The rising threat from North Korea was the main security issue for his discussions, and Trump claimed credit for greater unity in applying sanctions aimed at persuading Pyongyang to back off threats against the United States and its allies.

“I called on every nation, including China and Russia, to unite in isolating the North Korean regime — cutting off all ties of trade and commerce — until it stops its dangerous provocation,” Trump said.

On Wednesday, an editorial in a North Korea state-run newspaper called Trump a coward who deserved the death penalty.
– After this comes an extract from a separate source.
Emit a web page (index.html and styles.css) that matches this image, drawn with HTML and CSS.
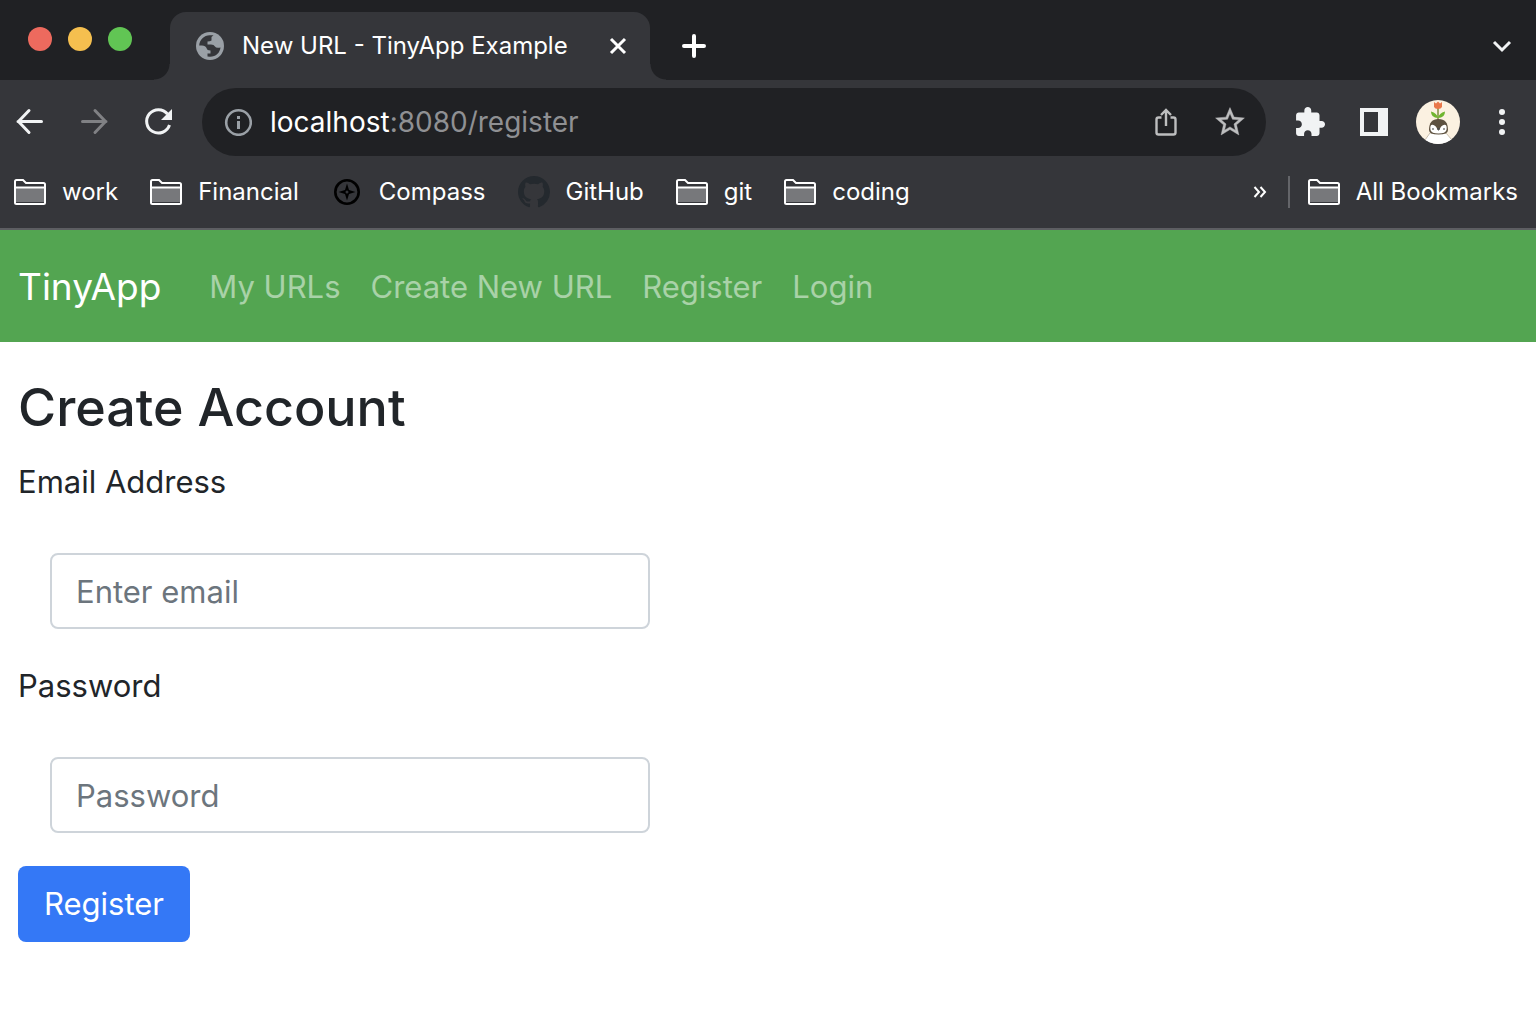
FILE: index.html
```html
<!DOCTYPE html>
<html lang="en">
<head>
<meta charset="utf-8">
<meta name="viewport" content="width=device-width, initial-scale=1">
<title>New URL - TinyApp Example</title>
<link rel="stylesheet" href="styles.css">
</head>
<body>
<svg class="sprite" aria-hidden="true">
  <symbol id="folder" viewBox="0 0 32 26">
    <path d="M2 9h28v14H2z" fill="#77787b"/>
    <path d="M1 23.500V2.500Q1 1 2.500 1H9l3 3h17.500Q31 4 31 5.500v18q0 1.500-1.500 1.500h-27Q1 25 1 23.500zM1 8.500h30" fill="none" stroke="#fff" stroke-width="2"/>
  </symbol>
</svg>

<header class="browser">
  <div class="tabstrip">
    <div class="lights"><span class="light red"></span><span class="light yellow"></span><span class="light green"></span></div>
    <div class="tab">
      <svg width="28" height="28" viewBox="0 0 28 28" aria-hidden="true"><circle cx="14" cy="14" r="14" fill="#9aa0a6"/><path d="M3.200 13.500C3.500 7.500 8.500 3 14 3.200H17.500L15.500 5V8.500Q14 9.500 11.500 9.500V12.500H15Q18 12.500 19 14.500Q20 16.500 24.500 15.500C24 20.500 20 24.800 14 24.800L11.500 24.500V21.500H14.500V18.500Q11 18.500 10.500 16Q9.500 13.500 6 13.500Z" fill="#35363a"/></svg>
      <span class="tab-title">New URL - TinyApp Example</span>
      <button class="icon-btn small" aria-label="Close tab"><svg width="20" height="20" viewBox="0 0 20 20"><path d="M3 3l14 14M17 3L3 17" stroke="#fff" stroke-width="3"/></svg></button>
    </div>
    <button class="icon-btn new-tab" aria-label="New tab"><svg width="24" height="24" viewBox="0 0 24 24"><path d="M12 2v20M2 12h20" stroke="#fff" stroke-width="4" stroke-linecap="round"/></svg></button>
    <button class="icon-btn tab-search" aria-label="Search tabs"><svg width="24" height="24" viewBox="0 0 24 24"><path d="M4 8l8 8 8-8" fill="none" stroke="#f1f3f4" stroke-width="3"/></svg></button>
  </div>

  <div class="toolbar">
    <div class="tools">
      <button class="icon-btn" aria-label="Back"><svg width="44" height="44" viewBox="0 0 44 44"><path d="M33.500 21.500H10M21 10.500L10.500 21.500 21 32.500" fill="none" stroke="#f1f3f4" stroke-width="3" stroke-linecap="round"/></svg></button>
      <button class="icon-btn" aria-label="Forward"><svg width="44" height="44" viewBox="0 0 44 44"><path d="M10.500 21.500h23.500M23 10.500l10.500 11L23 32.500" fill="none" stroke="#808184" stroke-width="3" stroke-linecap="round"/></svg></button>
      <button class="icon-btn" aria-label="Reload"><svg width="44" height="44" viewBox="0 0 44 44"><path d="M31.500 14A11.700 11.700 0 1 0 33.500 25" fill="none" stroke="#f1f3f4" stroke-width="3"/><path d="M36 9v11H25z" fill="#f1f3f4"/></svg></button>
    </div>
    <div class="omnibox">
      <svg width="28" height="28" viewBox="0 0 28 28" aria-hidden="true"><circle cx="14.500" cy="14.500" r="12.300" fill="none" stroke="#9aa0a6" stroke-width="2.600"/><path d="M13 13h3v8h-3zM13 8h3v3h-3z" fill="#9aa0a6"/></svg>
      <span class="url"><span class="host">localhost</span>:8080/register</span>
      <button class="icon-btn" aria-label="Share"><svg width="44" height="44" viewBox="0 0 44 44"><path d="M17.500 17.500h-3q-2 0-2 2v13q0 2 2 2h15q2 0 2-2v-13q0-2-2-2h-3M22 26V11M17 15l5-5 5 5" fill="none" stroke="#bdbebf" stroke-width="2.400"/></svg></button>
      <button class="icon-btn" aria-label="Bookmark this tab"><svg width="44" height="44" viewBox="0 0 44 44"><path transform="translate(4.700 4.700) scale(1.440)" fill="#bdbebf" stroke="#bdbebf" stroke-width=".3" d="M22 9.240l-7.190-.620L12 2 9.190 8.630 2 9.240l5.460 4.730L5.820 21 12 17.270 18.180 21l-1.630-7.030L22 9.240zM12 15.400l-3.760 2.270 1-4.280-3.320-2.880 4.380-.380L12 6.100l1.710 4.040 4.380.380-3.320 2.880 1 4.280L12 15.400z"/></svg></button>
    </div>
    <div class="tools">
      <button class="icon-btn" aria-label="Extensions"><svg width="44" height="44" viewBox="0 0 44 44"><path transform="translate(5.300 5.700) scale(1.380)" fill="#f1f3f4" d="M20.500 11H19V7c0-1.100-.9-2-2-2h-4V3.500C13 2.120 11.880 1 10.500 1S8 2.120 8 3.500V5H4c-1.100 0-1.990.9-1.990 2v3.800H3.500c1.490 0 2.700 1.210 2.700 2.700s-1.210 2.700-2.700 2.700H2V20c0 1.100.9 2 2 2h3.800v-1.500c0-1.490 1.210-2.700 2.700-2.700 1.490 0 2.700 1.210 2.700 2.700V22H17c1.100 0 2-.9 2-2v-4h1.500c1.380 0 2.500-1.120 2.500-2.500S21.880 11 20.500 11z"/></svg></button>
      <button class="icon-btn" aria-label="Side panel"><svg width="44" height="44" viewBox="0 0 44 44"><path fill="#f1f3f4" fill-rule="evenodd" d="M8 8h28v28H8zM12 12v20h14V12z"/></svg></button>
      <button class="icon-btn" aria-label="Profile"><svg width="44" height="44" viewBox="0 0 44 44">
        <clipPath id="face"><circle cx="22" cy="22" r="22"/></clipPath>
        <g clip-path="url(#face)">
          <path fill="#fbf1e1" d="M0 0h44v44H0z"/>
          <path d="M14 33L9 40v6h27v-6l-6-7z" fill="#fff" stroke="#c9bfae"/>
          <path d="M22 8v12" stroke="#7d8b3c" stroke-width="1.500"/>
          <path d="M18 2l2 1.500L22 1.500l2 2L26 2v5q-1 2-4 2t-4-2z" fill="#e9784b"/>
          <path d="M22 18q-1-5-7-6.500 0 6.500 7 6.500zM22 18q1-5 7-6.500 0 6.500-7 6.500z" fill="#6fb52f"/>
          <path d="M13 30q0-11 9.500-11T32 30q0 4.500-9.500 4.500T13 30z" fill="#5d5140"/>
          <path d="M14.500 30q-1-6 3-5 3 1 4 5h2q1-4 4-5 4-1 3 5-1 3.500-8 3.500t-8-3.500z" fill="#fff"/>
          <circle cx="17" cy="29" r=".8" fill="#222"/><circle cx="28" cy="29" r=".8" fill="#222"/>
          <path d="M21 28h3l-1.500 3z" fill="#4b4b4b"/>
        </g></svg></button>
      <button class="icon-btn" aria-label="Menu"><svg width="44" height="44" viewBox="0 0 44 44" fill="#f1f3f4"><circle cx="22" cy="12" r="3"/><circle cx="22" cy="22" r="3"/><circle cx="22" cy="32" r="3"/></svg></button>
    </div>
  </div>

  <nav class="bookmarks" aria-label="Bookmarks">
    <a class="bookmark" href="#"><svg width="32" height="26"><use href="#folder"/></svg>work</a>
    <a class="bookmark" href="#"><svg width="32" height="26"><use href="#folder"/></svg>Financial</a>
    <a class="bookmark" href="#"><svg width="32" height="32" viewBox="0 0 32 32"><circle cx="16" cy="16" r="11.700" fill="none" stroke="#000" stroke-width="2.600"/><path fill-rule="evenodd" d="M16 7.500l2 6.500 6.500 2-6.500 2-2 6.500-2-6.500L7.500 16l6.500-2zM16 14.500a1.500 1.500 0 1 0 0 3 1.500 1.500 0 0 0 0-3z"/></svg>Compass</a>
    <a class="bookmark" href="#"><svg width="32" height="32" viewBox="0 0 16 16"><path fill="#24292e" d="M8 0C3.580 0 0 3.580 0 8c0 3.540 2.290 6.530 5.470 7.590.4.070.55-.17.55-.38 0-.19-.01-.82-.01-1.490-2.010.37-2.530-.49-2.690-.94-.09-.23-.48-.94-.82-1.130-.28-.15-.68-.52-.01-.53.63-.01 1.080.58 1.230.82.72 1.210 1.870.87 2.330.66.07-.52.28-.87.51-1.070-1.780-.2-3.640-.89-3.640-3.950 0-.87.31-1.590.82-2.150-.08-.2-.36-1.020.08-2.120 0 0 .67-.21 2.200.82.64-.18 1.320-.27 2-.27s1.360.09 2 .27c1.530-1.040 2.200-.82 2.200-.82.44 1.100.16 1.920.08 2.120.51.56.82 1.270.82 2.150 0 3.070-1.870 3.750-3.650 3.950.29.25.54.73.54 1.480 0 1.070-.01 1.930-.01 2.200 0 .21.15.46.55.38A8.010 8.010 0 0 0 16 8c0-4.420-3.580-8-8-8z"/></svg>GitHub</a>
    <a class="bookmark" href="#"><svg width="32" height="26"><use href="#folder"/></svg>git</a>
    <a class="bookmark" href="#"><svg width="32" height="26"><use href="#folder"/></svg>coding</a>
    <div class="bookmarks-end">
      <button class="icon-btn small" aria-label="More bookmarks"><svg width="20" height="20" viewBox="0 0 20 20"><path d="M4.500 5l4.500 5-4.500 5M10.500 5l4.500 5-4.500 5" fill="none" stroke="#fff" stroke-width="2"/></svg></button>
      <a class="bookmark all" href="#"><svg width="32" height="26"><use href="#folder"/></svg>All Bookmarks</a>
    </div>
  </nav>
</header>

<nav class="navbar" aria-label="Main">
  <a class="brand" href="#">TinyApp</a>
  <a class="nav-link" href="#">My URLs</a>
  <a class="nav-link" href="#">Create New URL</a>
  <a class="nav-link" href="#">Register</a>
  <a class="nav-link" href="#">Login</a>
</nav>

<main class="content">
  <h1>Create Account</h1>
  <form class="form">
    <label for="email">Email Address</label>
    <input class="field" id="email" type="email" placeholder="Enter email">
    <label for="password">Password</label>
    <input class="field" id="password" type="password" placeholder="Password">
    <button class="submit" type="submit">Register</button>
  </form>
</main>
</body>
</html>
```

FILE: styles.css
```css
* { box-sizing: border-box; }

body {
  margin: 0;
  background: #fff;
  color: #212529;
  font-family: Inter, "Liberation Sans", sans-serif;
  font-size: 31px;
  line-height: 48px;
}

a { color: inherit; text-decoration: none; }
svg { display: block; flex: none; }
.sprite { position: absolute; width: 0; height: 0; }

/* Browser window */
.browser {
  background: #35363a;
  border-bottom: 2px solid #5d5e62;
  color: #fff;
  font-size: 24px;
  line-height: 32px;
}

.icon-btn {
  display: grid;
  place-items: center;
  flex: none;
  width: 44px;
  height: 44px;
  padding: 0;
  border: 0;
  background: none;
}
.icon-btn.small { width: 20px; height: 20px; }

.tabstrip {
  display: flex;
  height: 80px;
  padding-top: 12px;
  background: #202124;
}
.lights { display: flex; gap: 16px; width: 170px; padding: 15px 28px; }
.light { width: 24px; height: 24px; border-radius: 50%; }
.red { background: #ed6a5e; }
.yellow { background: #f5bf4f; }
.green { background: #61c554; }

.tab {
  position: relative;
  display: flex;
  align-items: center;
  gap: 18px;
  width: 480px;
  padding: 0 22px 0 26px;
  border-radius: 16px 16px 0 0;
  background: #35363a;
}
.tab::before,
.tab::after {
  content: "";
  position: absolute;
  bottom: 0;
  width: 16px;
  height: 16px;
}
.tab::before { right: 100%; background: radial-gradient(circle at 0 0, #202124 15px, #35363a 16px); }
.tab::after { left: 100%; background: radial-gradient(circle at 100% 0, #202124 15px, #35363a 16px); }
.tab-title { flex: 1; white-space: nowrap; }
.new-tab { align-self: center; margin-left: 22px; }
.tab-search { align-self: center; margin: 0 12px 0 auto; }

.toolbar { display: flex; align-items: center; gap: 22px; padding: 8px 12px 8px 8px; }
.tools { display: flex; gap: 20px; }
.omnibox {
  display: flex;
  align-items: center;
  gap: 20px;
  flex: 1;
  height: 68px;
  padding: 0 14px 0 22px;
  border-radius: 34px;
  background: #202124;
  font-size: 28px;
}
.url { flex: 1; margin-left: -2px; color: #8f9093; }
.host { color: #fff; }

.bookmarks { display: flex; align-items: center; gap: 32px; height: 64px; padding: 0 18px 8px 14px; }
.bookmark { display: flex; align-items: center; gap: 16px; white-space: nowrap; }
.bookmarks-end { display: flex; align-items: center; gap: 18px; margin-left: auto; }
.all { padding-left: 18px; border-left: 2px solid #646569; }

/* Page */
.navbar {
  display: flex;
  align-items: center;
  gap: 30px;
  padding: 27px 18px 25px;
  background: #53a551;
  line-height: 60px;
}
.brand { margin-right: 18px; color: #fff; font-size: 37px; }
.nav-link { color: rgba(255, 255, 255, 0.5); }

.content { padding: 32px 18px; }
h1 { margin: 0 0 16px; font-size: 52px; font-weight: 500; line-height: 68px; }
.form { display: flex; flex-direction: column; align-items: flex-start; }
.field {
  width: 600px;
  max-width: calc(100% - 64px);
  height: 76px;
  margin: 47px 32px 33px;
  padding: 12px 24px;
  border: 2px solid #ced4da;
  border-radius: 8px;
  background: #fff;
  color: #495057;
  font: inherit;
}
.field::placeholder { color: #6c757d; opacity: 1; }
.submit {
  height: 76px;
  padding: 0 26px;
  border: 0;
  border-radius: 8px;
  background: #3478f6;
  color: #fff;
  font: inherit;
}
```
“The worst crime for which he can never be pardoned is that he dared [to] malignantly hurt the dignity of the supreme leadership,” the editorial in Rodong Sinmun said. “He should know that he is just a hideous criminal sentenced to death by the Korean people.”

[Trump strikes North Korean regime in Seoul speech]

Trump pointed Wednesday to a major speech he delivered in Seoul, in which he denounced Pyongyang as a “cruel dictatorship.”

“America does not seek conflict or confrontation. But we will never run from it,” Trump said in his address to the South Korean National Assembly. “History is filled with discarded regimes that have foolishly tested America’s resolve. Anyone who doubts the strength or determination of the United States should look to our past, and you will doubt it no longer.”

In response, North Korea’s state-run Korean Central News Agency called Trump a “lunatic old man” who was “lost to sense.”

Days later, Trump tweeted, “Why would Kim Jong-un insult me by calling me ‘old,’ when I would NEVER call him ‘short and fat?’ ” But the American president also suggested that he and Kim might be friends someday.

“I try so hard to be his friend,” Trump tweeted. “Maybe someday that will happen!”